Pero resulta que el aparato en el que se movilizaban era un helicóptero Bell 206, supuestamente de 1981, por lo tanto ya bastante usado, el que según algunos testigos no ostentaba los distintivos del Ejército sino pintado de color rojo. Además, otras informaciones sugieren que el aparato no era propiedad del Estado sino que estaba arrendado. Si en tierra, las altas autoridades militares se movilizan con todo un ostentoso aparato de seguridad, resulta extraño que al hacerlo por aire, siendo la cúpula militar, lo hicieran en el mismo vehículo y sin mayor seguridad periférica.

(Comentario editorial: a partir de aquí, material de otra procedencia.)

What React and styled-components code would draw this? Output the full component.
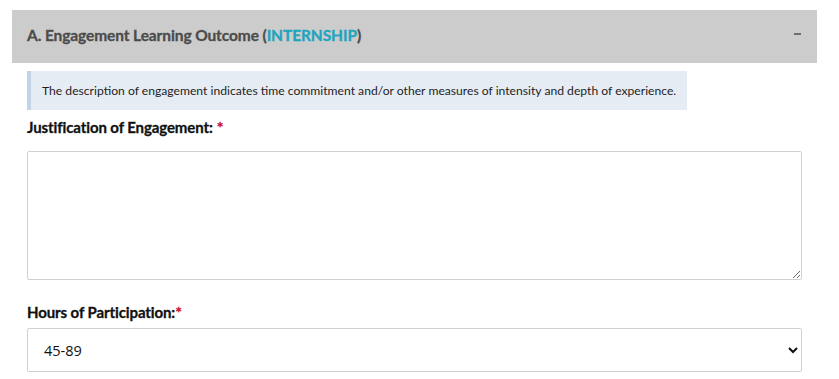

Extraño resulta también que si enfrentaban mal tiempo no hayan intentado tomar la mínima medida de seguridad, como usar sus paracaídas. Resulta también extraño que el piloto, altamente experimentado según el rango y cargo que ocupaba, no hubiese tenido conocimiento de la velocidad y dirección de los vientos con los que se habría de enfrentar, cuando a estas alturas del desarrollo tecnológico cualquier ciudadano puede tener esas informaciones con sólo hacer uso de los informativos sobre el clima que satelitalmente ofrecen las empresas mundiales de información como Google. Más aún, según las propias informaciones del Ministerio de la Defensa, las últimas comunicaciones las hicieron a través de un sistema comerciar de chat, y no por las frecuencias de radio exclusivas del Ejército.
Surgen entonces preguntas más que simples y que el Gobierno de Guatemala está obligado a responder a la ciudadanía pues el hecho ha golpeado duramente a la institución armada, en época de paz pero en una zona en la que el narcotráfico y contrabando se mueven con enorme facilidad y uno de los fallecidos fue vinculado a la desaparición de una gran cantidad de pertrechos de guerra.
¿Era o no urgente e impostergable el viaje que las autoridades estaban realizando? Si lo era, ¿qué tan urgente era como para que tan altos oficiales insistieran en tan temerario viaje? Porque de no serlo, como ha insistido en informar el ministro de la Defensa, el accidente sólo puede ser achacado al voluntarismo y falta de profesionalismo de los implicados, lo que haría dudar de la objetividad y seriedad con la que el actual gobierno ha estado concediendo ascensos y designando autoridades.
El momento no es el mejor para el Ejército de Guatemala, pues la evidente tendencia a militarizar el aparato público que el general Presidente ha impuesto, muy al estilo aranista de los años setenta, ha comenzado a producir en la nueva oficialidad las desconfianzas y descontentos del final del período luquista. La introducción de prácticas militares y la incorporación a las altas esferas del aparato público de ex oficiales sin mayor especialización en el área a dirigir no sólo ha perjudicado al aparato público sino comienza a desprestigiar al Ejército, una de las pocas instituciones en la que la población, al no conocerla en su interioridad, aún le otorga alta confianza.
Guatemala, su ejército y la comunidad internacional esperan que el gobierno sea capaz, al menos por esta vez, de ofrecer informaciones confiables y fidedignas sobre lo que finalmente causó tan extraño y nefasto accidente.